7 July 2014

Will Brooks’ 50 Year Diary - watching Doctor Who one episode a day from the very start... 

Day 553: The Leisure Hive, Episode One

Dear diary,

Hooray! It’s my birthday! And what better way to celebrate than with the start of a whole new season of Doctor Who, complete with new producer and swanky new titles. I told myself before pressing play on this story that I’d not fall in to the trap that everyone else does when discussing this story, by mentioning that it’s all change and a different show… but, well, it’s all change and a different show!

People tend to hail the transition between Shada (or The Horns of Nimon) and The Leisure Hive as being as big as the transition between The War Games and Spearhead From Space, but I’ve never really been able to appreciate it before now. When I can pick a DVD of pretty much any Doctor Who story off the shelf at any time, and watch the programme in any old order, things just divide up differently. In the past, the difference between this story and anything from Season Seventeen is only as great as the difference between, say, The Web Planet and The Curse of Fenric, or The Green Death and The TV Movie. Doctor Who has been many different things throughout tits life, so the changes just come and go with whatever story you happen to be watching at the time - in short, we’re used to watching ‘classic’ Doctor Who these days in a very different way to the original audience on first broadcast.

But the only ‘classic’ Doctor Who that I’ve watched since the start of 2013 has been the episodes in order from An Unearthly Child onwards, I’ve not seen any of the John Nathan-Turner era since 2012. Although I’d told myself not to bring up all the differences between what had gone before and this story, they really do hit you in the face like a ton of bricks as soon as the opening titles begin. I’ve gotten so used to that ‘time tunnel’ effect (which has been with me in one format or another since only a few days into this year!) that it really does feel like a shake to the system when the star field bursts on to the screen with a whole new arrangement of the theme music. I’ve seen it described (both positively and negatively) as JN-T making a huge announcement that he’s arrived in the producer’s chair, and it has to be said that it does make a very bold statement. This is a new kind of Doctor Who, and that means the rules have changed.

We then move from this striking new titles sequence into… one of the longest tracking shots in Doctor Who history, as the camera pans along the beach, taking in deck chairs and beach huts for about a minute and a half. Eventually, we pan past the TARDIS to find the Doctor slumped snoozing, but it feels oddly juxtaposed to such energetic new titles. The fact that The Leisure Hive opens on Brighton beach is a fact that most people tend to know even if they don’t know much else about the story, but I’ve never noticed how isolated that scene is. It serves to set up the idea of the Doctor and Romana heading off on holiday quite nicely, but it feels as out-of-step with those titles as it does with much of what’s to come through the rest of the episode.

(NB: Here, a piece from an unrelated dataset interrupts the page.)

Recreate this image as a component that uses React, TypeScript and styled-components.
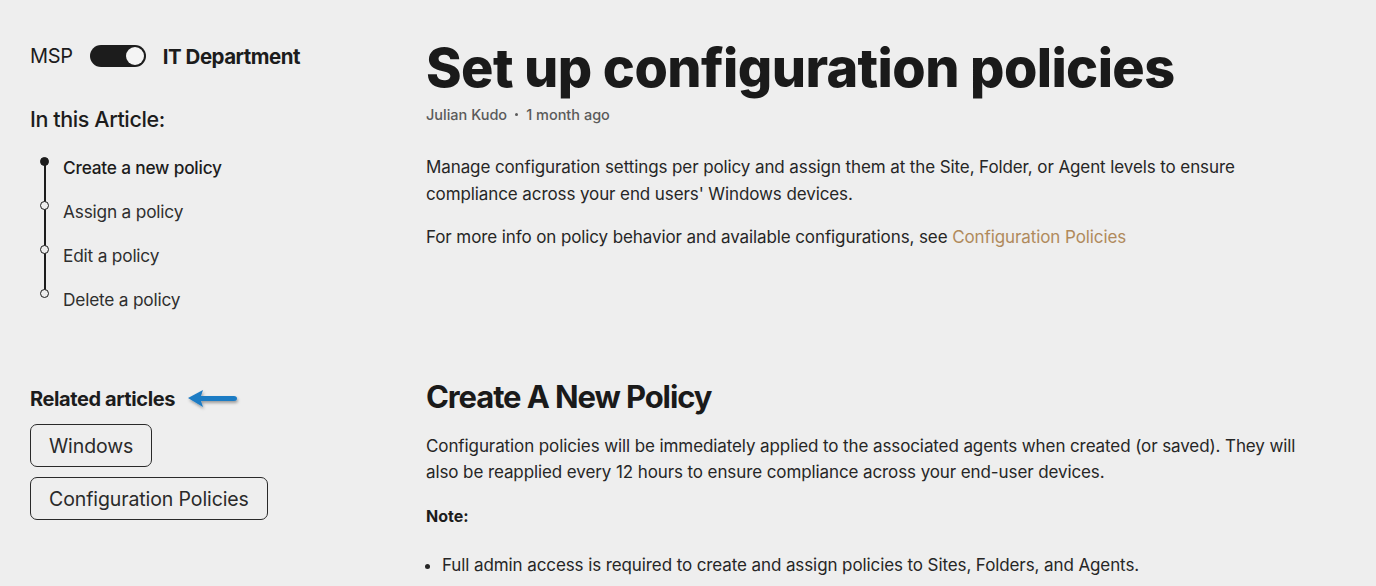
import React from "react";
import styled, { createGlobalStyle } from "styled-components";

const GlobalStyle = createGlobalStyle`
  html, body {
    margin: 0;
    padding: 0;
    background: #eeeeee;
  }
  body {
    font-family: "Inter", "Liberation Sans", sans-serif;
    color: #1c1c1c;
  }
`;

const Page = styled.div`
  display: flex;
  width: 1376px;
  height: 586px;
  overflow: hidden;
  box-sizing: border-box;
  padding: 38px 0 0 30px;
`;

const Sidebar = styled.aside`
  width: 396px;
  flex-shrink: 0;
  display: flex;
  flex-direction: column;
`;

const SwitchRow = styled.div`
  display: flex;
  align-items: center;
  gap: 17px;
  height: 36px;
  margin-bottom: 32px;
`;

const SwitchLabel = styled.span<{ active?: boolean }>`
  font-size: ${({ active }) => (active ? "20.5px" : "20px")};
  font-weight: ${({ active }) => (active ? 700 : 400)};
  letter-spacing: ${({ active }) => (active ? "-0.5px" : "-0.3px")};
`;

const Toggle = styled.span`
  position: relative;
  width: 56px;
  height: 22px;
  border-radius: 11px;
  background: #1c1c1c;

  &::after {
    content: "";
    position: absolute;
    right: 2px;
    top: 2px;
    width: 18px;
    height: 18px;
    border-radius: 50%;
    background: #f4f4f4;
  }
`;

const SideHeading = styled.h3<{ bold?: boolean }>`
  margin: 0;
  font-size: ${({ bold }) => (bold ? "20px" : "21.5px")};
  font-weight: ${({ bold }) => (bold ? 700 : 500)};
  letter-spacing: -0.4px;
  display: flex;
  align-items: center;
  gap: 10px;
`;

const Toc = styled.ul`
  list-style: none;
  margin: 25px 0 0;
  padding: 0;
  position: relative;

  &::before {
    content: "";
    position: absolute;
    left: 14px;
    top: 6px;
    height: 134px;
    width: 1.5px;
    background: #1c1c1c;
  }
`;

const TocItem = styled.li<{ current?: boolean }>`
  position: relative;
  height: 44px;
  line-height: 22px;
  padding-left: 33px;
  font-size: 17.3px;
  color: ${({ current }) => (current ? "#1c1c1c" : "#2e2e2e")};
  font-weight: ${({ current }) => (current ? 500 : 400)};
  letter-spacing: -0.2px;

  &::before {
    content: "";
    position: absolute;
    left: 10px;
    top: 0px;
    width: 7px;
    height: 7px;
    border-radius: 50%;
    border: 1.5px solid #1c1c1c;
    background: ${({ current }) => (current ? "#1c1c1c" : "#eeeeee")};
  }
`;

const Related = styled.div`
  margin-top: 53px;
  display: flex;
  flex-direction: column;
  align-items: flex-start;
`;

const Chips = styled.div`
  margin-top: 12px;
  display: flex;
  flex-direction: column;
  align-items: flex-start;
  gap: 10px;
`;

const Chip = styled.a`
  display: inline-flex;
  align-items: center;
  height: 43px;
  box-sizing: border-box;
  padding: 0 18px;
  border: 1px solid #2a2a2a;
  border-radius: 7px;
  font-size: 19.5px;
  color: #2a2a2a;
  letter-spacing: -0.1px;
`;

const Main = styled.main`
  width: 880px;
  flex-shrink: 0;
`;

const Title = styled.h1`
  margin: -6px 0 0;
  font-size: 54px;
  line-height: 72px;
  font-weight: 800;
  letter-spacing: -0.6px;
  color: #1a1a1a;
`;

const Meta = styled.div`
  margin-top: 2px;
  display: flex;
  align-items: center;
  gap: 8px;
  font-size: 14.5px;
  font-weight: 500;
  color: #5a5a5a;
`;

const Dot = styled.span`
  width: 3px;
  height: 3px;
  border-radius: 50%;
  background: #5a5a5a;
`;

const Para = styled.p`
  margin: 0 0 17px;
  font-size: 17px;
  line-height: 26.5px;
  color: #262626;
  letter-spacing: -0.1px;
`;

const Intro = styled.div`
  margin-top: 31px;
`;

const Link = styled.a`
  color: #b08a5c;
  text-decoration: none;
`;

const SectionTitle = styled.h2`
  margin: 126px 0 16px;
  font-size: 31px;
  line-height: 40px;
  font-weight: 700;
  letter-spacing: -1.1px;
  color: #1a1a1a;
`;

const Note = styled.p`
  margin: 0;
  font-size: 16px;
  font-weight: 700;
  line-height: 27px;
`;

const Bullets = styled.ul`
  margin: 22px 0 0;
  padding-left: 16px;
  font-size: 17px;
  line-height: 27px;
  color: #262626;
  letter-spacing: -0.1px;
`;

const Arrow = () => (
  <svg width="56" height="26" viewBox="0 0 56 26">
    <defs>
      <filter id="sh" x="-20%" y="-40%" width="140%" height="180%">
        <feDropShadow dx="1" dy="2" stdDeviation="1.5" floodColor="#000" floodOpacity="0.35" />
      </filter>
    </defs>
    <g filter="url(#sh)">
      <path d="M3 12 L18 4 L16 10 L49 10 Q52 10 52 12.5 Q52 15 49 15 L16 15 L18 21 Z" fill="#1f7bc4" />
    </g>
  </svg>
);

export default function App() {
  return (
    <>
      <GlobalStyle />
      <Page>
        <Sidebar>
          <SwitchRow>
            <SwitchLabel>MSP</SwitchLabel>
            <Toggle />
            <SwitchLabel active>IT Department</SwitchLabel>
          </SwitchRow>
          <SideHeading>In this Article:</SideHeading>
          <Toc>
            <TocItem current>Create a new policy</TocItem>
            <TocItem>Assign a policy</TocItem>
            <TocItem>Edit a policy</TocItem>
            <TocItem>Delete a policy</TocItem>
          </Toc>
          <Related>
            <SideHeading bold>
              Related articles <Arrow />
            </SideHeading>
            <Chips>
              <Chip>Windows</Chip>
              <Chip>Configuration Policies</Chip>
            </Chips>
          </Related>
        </Sidebar>
        <Main>
          <Title>Set up configuration policies</Title>
          <Meta>
            <span>Julian Kudo</span>
            <Dot />
            <span>1 month ago</span>
          </Meta>
          <Intro>
            <Para>
              Manage configuration settings per policy and assign them at the Site, Folder, or Agent levels to ensure
              compliance across your end users' Windows devices.
            </Para>
            <Para>
              For more info on policy behavior and available configurations, see{" "}
              <Link>Configuration Policies</Link>
            </Para>
          </Intro>
          <SectionTitle>Create A New Policy</SectionTitle>
          <Para>
            Configuration policies will be immediately applied to the associated agents when created (or saved). They will
            also be reapplied every 12 hours to ensure compliance across your end-user devices.
          </Para>
          <Note>Note:</Note>
          <Bullets>
            <li>Full admin access is required to create and assign policies to Sites, Folders, and Agents.</li>
          </Bullets>
        </Main>
      </Page>
    </>
  );
}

It doesn’t help that the sequence ends with the camera pulling away from the beach, with the shot slowly forming into an oval and drifting away among the stars of the title sequence. It’s a very odd way to transition between scenes (possibly the weirdest that we’ve seen in the show so far), but along with other slightly unusual transitions (wipes and fades among them), it further helps to spell out that you’re watching a very different type of programme.

It’s also a programme that feels scarier than it has in a while. Creatures like the Krargs, the Nimon, and the Mandrels are there to entertain the younger members of the audience, but their almost part of the joke - you know that they can’t really harm our heroes. This episode ends, though, with the Doctor’s limbs being pulled off, and the camera rushing in to Tom Baker’s screaming mouth. Considering the pains the episode went to earlier to show us a character being killed rather painfully in this exact manner, this really does feel like a universe a lot more dangerous than the one the Doctor’s been travelling in for the last few years.